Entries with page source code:
↓
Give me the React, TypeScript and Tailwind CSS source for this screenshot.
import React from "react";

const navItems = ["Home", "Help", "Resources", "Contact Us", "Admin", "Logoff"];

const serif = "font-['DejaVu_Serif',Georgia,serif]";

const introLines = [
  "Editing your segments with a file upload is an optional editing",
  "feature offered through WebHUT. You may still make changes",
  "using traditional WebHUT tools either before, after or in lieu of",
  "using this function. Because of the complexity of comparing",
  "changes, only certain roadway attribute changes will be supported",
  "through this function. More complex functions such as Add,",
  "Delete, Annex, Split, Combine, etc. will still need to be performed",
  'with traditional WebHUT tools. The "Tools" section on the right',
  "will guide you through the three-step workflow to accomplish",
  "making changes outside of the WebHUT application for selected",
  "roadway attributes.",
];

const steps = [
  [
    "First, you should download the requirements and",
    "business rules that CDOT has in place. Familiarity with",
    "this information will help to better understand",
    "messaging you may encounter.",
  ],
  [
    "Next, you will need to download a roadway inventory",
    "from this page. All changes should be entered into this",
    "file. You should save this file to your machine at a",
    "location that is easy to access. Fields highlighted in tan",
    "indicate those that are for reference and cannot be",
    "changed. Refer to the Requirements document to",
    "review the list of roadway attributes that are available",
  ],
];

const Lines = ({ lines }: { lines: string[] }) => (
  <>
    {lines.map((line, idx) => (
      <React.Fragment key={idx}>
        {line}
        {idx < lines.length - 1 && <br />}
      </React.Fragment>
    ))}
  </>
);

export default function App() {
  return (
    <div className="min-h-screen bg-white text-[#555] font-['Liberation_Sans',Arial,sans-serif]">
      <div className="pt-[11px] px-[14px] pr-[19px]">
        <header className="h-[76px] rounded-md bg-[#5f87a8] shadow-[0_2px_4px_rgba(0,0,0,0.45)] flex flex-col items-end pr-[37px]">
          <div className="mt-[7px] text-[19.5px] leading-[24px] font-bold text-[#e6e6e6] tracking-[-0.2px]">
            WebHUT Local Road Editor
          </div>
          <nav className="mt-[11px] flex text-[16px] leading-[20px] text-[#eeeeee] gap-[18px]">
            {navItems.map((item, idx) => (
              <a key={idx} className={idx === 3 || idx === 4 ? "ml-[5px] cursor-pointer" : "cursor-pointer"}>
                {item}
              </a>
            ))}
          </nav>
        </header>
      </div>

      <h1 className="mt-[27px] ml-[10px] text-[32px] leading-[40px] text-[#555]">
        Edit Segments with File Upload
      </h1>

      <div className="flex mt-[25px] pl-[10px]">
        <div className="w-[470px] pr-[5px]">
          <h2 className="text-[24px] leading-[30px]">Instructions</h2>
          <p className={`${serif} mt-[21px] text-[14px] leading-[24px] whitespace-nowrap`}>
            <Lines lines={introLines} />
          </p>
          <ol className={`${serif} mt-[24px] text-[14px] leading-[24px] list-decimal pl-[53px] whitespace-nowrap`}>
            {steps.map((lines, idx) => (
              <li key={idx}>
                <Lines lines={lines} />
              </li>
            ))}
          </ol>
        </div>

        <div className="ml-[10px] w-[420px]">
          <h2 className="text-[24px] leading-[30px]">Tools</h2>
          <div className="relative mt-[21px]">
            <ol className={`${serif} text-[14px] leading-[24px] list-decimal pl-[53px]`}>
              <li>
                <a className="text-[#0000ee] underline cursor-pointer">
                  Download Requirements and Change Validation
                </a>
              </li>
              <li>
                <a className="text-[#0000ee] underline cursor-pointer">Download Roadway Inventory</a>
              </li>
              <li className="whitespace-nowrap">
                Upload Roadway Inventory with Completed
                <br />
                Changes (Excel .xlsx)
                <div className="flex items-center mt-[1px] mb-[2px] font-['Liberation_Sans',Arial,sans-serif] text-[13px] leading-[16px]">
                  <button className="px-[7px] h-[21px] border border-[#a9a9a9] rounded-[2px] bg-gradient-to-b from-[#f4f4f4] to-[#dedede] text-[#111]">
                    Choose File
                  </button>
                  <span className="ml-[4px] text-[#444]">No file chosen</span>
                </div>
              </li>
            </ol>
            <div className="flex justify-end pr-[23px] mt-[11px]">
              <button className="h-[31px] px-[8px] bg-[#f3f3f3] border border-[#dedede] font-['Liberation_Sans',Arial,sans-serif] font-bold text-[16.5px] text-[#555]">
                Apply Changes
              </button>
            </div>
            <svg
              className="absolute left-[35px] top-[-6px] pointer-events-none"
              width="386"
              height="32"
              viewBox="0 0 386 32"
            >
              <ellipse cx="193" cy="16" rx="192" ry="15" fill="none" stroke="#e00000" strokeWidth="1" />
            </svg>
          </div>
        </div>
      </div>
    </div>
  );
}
↑
↓
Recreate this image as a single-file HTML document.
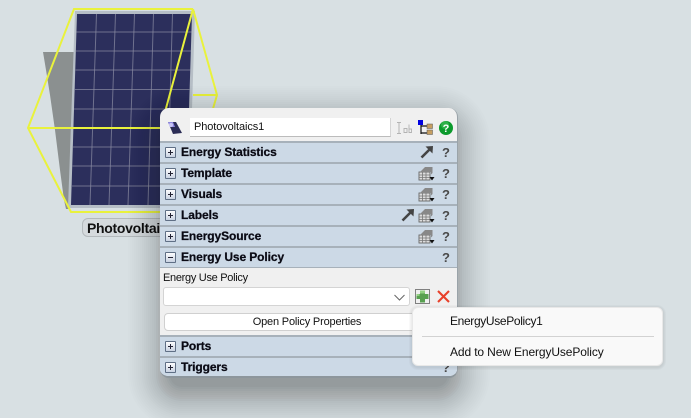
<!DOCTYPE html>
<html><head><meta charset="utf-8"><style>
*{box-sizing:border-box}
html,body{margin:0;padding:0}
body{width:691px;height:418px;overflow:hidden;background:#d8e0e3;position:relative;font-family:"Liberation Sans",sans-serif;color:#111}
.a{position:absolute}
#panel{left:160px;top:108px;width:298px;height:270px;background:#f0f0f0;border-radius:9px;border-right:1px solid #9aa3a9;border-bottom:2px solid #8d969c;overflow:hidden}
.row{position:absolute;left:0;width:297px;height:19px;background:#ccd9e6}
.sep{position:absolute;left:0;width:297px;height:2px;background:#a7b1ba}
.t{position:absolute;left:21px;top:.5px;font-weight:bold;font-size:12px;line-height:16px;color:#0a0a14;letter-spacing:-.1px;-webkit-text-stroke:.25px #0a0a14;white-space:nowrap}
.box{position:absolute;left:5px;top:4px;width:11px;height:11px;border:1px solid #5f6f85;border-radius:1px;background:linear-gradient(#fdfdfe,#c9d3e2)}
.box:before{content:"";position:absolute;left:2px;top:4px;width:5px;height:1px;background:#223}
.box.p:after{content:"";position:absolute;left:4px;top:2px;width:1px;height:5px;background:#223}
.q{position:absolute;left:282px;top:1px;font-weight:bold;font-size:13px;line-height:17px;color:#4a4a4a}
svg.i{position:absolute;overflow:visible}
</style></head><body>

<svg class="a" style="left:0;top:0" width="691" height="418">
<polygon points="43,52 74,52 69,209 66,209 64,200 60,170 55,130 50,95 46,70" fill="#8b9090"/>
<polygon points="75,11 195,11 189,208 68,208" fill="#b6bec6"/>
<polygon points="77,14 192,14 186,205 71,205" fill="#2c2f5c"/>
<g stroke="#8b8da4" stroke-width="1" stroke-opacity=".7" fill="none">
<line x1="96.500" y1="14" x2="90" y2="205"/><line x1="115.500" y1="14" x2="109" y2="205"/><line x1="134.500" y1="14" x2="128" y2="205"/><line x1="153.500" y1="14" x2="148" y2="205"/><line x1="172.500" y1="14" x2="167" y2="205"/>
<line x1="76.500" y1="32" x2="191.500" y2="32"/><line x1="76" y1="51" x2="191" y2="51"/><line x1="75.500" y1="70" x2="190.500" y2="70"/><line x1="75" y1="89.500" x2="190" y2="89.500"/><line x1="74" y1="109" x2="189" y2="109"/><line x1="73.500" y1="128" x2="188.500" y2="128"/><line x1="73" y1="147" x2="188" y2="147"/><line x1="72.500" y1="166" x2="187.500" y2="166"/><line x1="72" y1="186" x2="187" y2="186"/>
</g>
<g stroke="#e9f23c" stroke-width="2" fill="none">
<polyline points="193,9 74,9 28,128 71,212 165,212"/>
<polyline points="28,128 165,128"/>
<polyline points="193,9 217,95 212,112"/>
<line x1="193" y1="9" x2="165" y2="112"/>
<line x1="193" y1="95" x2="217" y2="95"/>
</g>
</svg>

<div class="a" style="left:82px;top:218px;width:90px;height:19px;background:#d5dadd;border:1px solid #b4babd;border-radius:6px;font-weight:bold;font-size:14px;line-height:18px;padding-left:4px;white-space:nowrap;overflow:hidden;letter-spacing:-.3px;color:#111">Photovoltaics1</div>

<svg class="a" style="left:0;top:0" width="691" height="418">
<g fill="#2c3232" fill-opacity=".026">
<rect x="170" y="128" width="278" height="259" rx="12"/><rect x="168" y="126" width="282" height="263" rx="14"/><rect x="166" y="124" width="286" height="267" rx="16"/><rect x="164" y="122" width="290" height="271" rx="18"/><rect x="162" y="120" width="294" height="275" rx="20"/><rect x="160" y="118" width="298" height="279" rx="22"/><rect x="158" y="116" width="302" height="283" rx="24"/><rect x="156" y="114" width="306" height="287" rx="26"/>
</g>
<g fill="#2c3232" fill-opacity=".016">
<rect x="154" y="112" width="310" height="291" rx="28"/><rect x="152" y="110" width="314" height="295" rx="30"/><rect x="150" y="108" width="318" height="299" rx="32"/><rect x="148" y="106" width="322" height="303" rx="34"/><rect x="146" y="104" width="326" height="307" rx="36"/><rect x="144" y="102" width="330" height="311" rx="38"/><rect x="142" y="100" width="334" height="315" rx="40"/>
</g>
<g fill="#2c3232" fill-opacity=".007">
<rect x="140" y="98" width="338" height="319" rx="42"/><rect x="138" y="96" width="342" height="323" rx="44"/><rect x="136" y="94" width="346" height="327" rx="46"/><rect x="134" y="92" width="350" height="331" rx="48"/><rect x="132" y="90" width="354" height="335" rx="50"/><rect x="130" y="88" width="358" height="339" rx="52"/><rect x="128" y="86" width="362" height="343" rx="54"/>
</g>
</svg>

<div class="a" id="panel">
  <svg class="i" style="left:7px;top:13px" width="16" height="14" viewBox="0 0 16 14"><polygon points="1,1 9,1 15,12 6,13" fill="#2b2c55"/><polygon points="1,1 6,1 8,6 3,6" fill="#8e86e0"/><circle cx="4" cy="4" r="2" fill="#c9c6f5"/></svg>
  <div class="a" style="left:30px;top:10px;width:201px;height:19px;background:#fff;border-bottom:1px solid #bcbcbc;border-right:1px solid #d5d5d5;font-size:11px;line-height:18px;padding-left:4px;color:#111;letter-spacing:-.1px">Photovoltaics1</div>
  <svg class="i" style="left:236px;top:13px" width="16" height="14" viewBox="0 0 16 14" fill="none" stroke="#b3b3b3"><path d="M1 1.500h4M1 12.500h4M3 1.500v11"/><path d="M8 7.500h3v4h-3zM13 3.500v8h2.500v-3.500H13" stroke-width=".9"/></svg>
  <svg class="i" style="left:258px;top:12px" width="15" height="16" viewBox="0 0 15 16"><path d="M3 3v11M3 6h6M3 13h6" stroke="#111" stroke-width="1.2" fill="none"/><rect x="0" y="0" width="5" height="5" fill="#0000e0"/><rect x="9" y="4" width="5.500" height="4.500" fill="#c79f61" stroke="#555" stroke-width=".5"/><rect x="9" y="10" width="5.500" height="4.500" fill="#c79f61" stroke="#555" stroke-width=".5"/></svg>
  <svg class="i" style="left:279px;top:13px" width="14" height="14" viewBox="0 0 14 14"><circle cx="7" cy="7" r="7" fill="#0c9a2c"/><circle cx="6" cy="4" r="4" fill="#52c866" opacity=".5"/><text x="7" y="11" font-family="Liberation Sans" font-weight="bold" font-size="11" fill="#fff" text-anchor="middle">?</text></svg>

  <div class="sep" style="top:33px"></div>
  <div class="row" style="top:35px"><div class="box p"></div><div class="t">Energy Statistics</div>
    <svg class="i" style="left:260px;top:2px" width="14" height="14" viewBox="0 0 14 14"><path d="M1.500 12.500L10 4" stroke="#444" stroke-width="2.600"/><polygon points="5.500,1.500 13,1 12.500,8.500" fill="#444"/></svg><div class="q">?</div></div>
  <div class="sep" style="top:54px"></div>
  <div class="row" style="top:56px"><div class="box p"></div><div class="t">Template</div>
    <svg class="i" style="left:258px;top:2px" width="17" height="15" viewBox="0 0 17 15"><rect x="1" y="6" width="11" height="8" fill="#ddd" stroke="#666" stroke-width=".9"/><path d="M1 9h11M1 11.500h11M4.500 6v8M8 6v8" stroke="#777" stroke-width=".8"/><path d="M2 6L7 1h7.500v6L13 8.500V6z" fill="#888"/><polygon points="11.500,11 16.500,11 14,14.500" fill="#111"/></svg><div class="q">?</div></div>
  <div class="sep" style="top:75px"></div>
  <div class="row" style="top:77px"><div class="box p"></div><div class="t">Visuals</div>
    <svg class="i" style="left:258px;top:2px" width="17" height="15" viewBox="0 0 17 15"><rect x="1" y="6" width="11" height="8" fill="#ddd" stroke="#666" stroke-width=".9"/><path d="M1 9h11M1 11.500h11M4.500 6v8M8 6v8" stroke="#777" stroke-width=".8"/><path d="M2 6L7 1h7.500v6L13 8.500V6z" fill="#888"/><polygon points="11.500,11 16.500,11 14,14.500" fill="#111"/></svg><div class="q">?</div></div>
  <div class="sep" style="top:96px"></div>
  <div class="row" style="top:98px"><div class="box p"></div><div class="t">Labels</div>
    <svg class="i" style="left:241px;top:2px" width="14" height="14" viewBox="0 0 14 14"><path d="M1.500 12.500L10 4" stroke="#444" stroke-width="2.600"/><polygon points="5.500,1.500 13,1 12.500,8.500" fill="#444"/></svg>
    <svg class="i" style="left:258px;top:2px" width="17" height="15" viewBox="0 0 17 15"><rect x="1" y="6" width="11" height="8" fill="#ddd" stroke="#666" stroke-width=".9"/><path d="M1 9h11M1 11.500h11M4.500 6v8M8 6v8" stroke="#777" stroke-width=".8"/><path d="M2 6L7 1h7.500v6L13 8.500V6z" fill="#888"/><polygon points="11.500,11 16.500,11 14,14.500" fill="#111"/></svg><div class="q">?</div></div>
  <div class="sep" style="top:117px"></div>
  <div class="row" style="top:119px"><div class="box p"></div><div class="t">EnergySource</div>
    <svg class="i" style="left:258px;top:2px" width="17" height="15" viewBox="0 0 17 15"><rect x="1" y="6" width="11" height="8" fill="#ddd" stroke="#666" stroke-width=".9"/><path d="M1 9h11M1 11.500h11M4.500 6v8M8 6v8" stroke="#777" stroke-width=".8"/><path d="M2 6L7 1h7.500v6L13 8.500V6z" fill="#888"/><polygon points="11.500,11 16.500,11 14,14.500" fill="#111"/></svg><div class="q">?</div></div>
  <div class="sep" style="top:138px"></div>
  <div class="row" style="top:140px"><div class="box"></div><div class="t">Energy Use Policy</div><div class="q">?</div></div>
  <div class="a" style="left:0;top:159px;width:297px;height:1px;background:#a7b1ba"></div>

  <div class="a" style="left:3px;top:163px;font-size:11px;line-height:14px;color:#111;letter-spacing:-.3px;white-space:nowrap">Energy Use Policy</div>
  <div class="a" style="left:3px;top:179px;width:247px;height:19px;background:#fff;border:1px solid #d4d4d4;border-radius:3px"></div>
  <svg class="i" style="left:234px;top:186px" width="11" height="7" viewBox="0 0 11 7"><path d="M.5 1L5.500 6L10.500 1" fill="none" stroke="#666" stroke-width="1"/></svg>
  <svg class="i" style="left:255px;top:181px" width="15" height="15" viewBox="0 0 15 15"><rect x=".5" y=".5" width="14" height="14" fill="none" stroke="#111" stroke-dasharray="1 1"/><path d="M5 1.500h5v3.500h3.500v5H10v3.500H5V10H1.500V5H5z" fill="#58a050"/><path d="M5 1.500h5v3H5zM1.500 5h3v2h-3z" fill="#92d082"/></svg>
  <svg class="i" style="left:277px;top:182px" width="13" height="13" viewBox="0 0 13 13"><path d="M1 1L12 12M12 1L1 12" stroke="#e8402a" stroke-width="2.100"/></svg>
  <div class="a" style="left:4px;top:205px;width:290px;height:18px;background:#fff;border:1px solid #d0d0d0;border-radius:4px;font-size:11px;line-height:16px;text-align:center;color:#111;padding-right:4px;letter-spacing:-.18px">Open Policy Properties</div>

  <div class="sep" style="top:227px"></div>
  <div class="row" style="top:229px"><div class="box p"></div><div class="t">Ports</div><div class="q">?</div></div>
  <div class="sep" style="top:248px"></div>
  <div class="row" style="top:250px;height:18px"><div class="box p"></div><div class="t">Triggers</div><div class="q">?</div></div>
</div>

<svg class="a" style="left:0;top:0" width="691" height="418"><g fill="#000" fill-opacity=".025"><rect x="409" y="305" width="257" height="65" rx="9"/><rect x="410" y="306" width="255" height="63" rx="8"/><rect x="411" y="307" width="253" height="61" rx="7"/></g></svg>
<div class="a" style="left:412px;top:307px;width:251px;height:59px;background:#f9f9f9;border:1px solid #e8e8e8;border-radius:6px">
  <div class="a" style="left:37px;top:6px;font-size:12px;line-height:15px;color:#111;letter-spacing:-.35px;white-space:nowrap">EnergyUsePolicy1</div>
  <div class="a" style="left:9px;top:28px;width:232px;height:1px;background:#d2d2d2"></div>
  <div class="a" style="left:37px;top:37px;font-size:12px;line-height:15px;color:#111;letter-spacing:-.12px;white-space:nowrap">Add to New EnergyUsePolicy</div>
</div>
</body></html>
↑
Stated problem: Check every line of the data, and copy the ones that contain "document".

Task answer:
    "changed. Refer to the Requirements document to",
Recreate this image as a single-file HTML document.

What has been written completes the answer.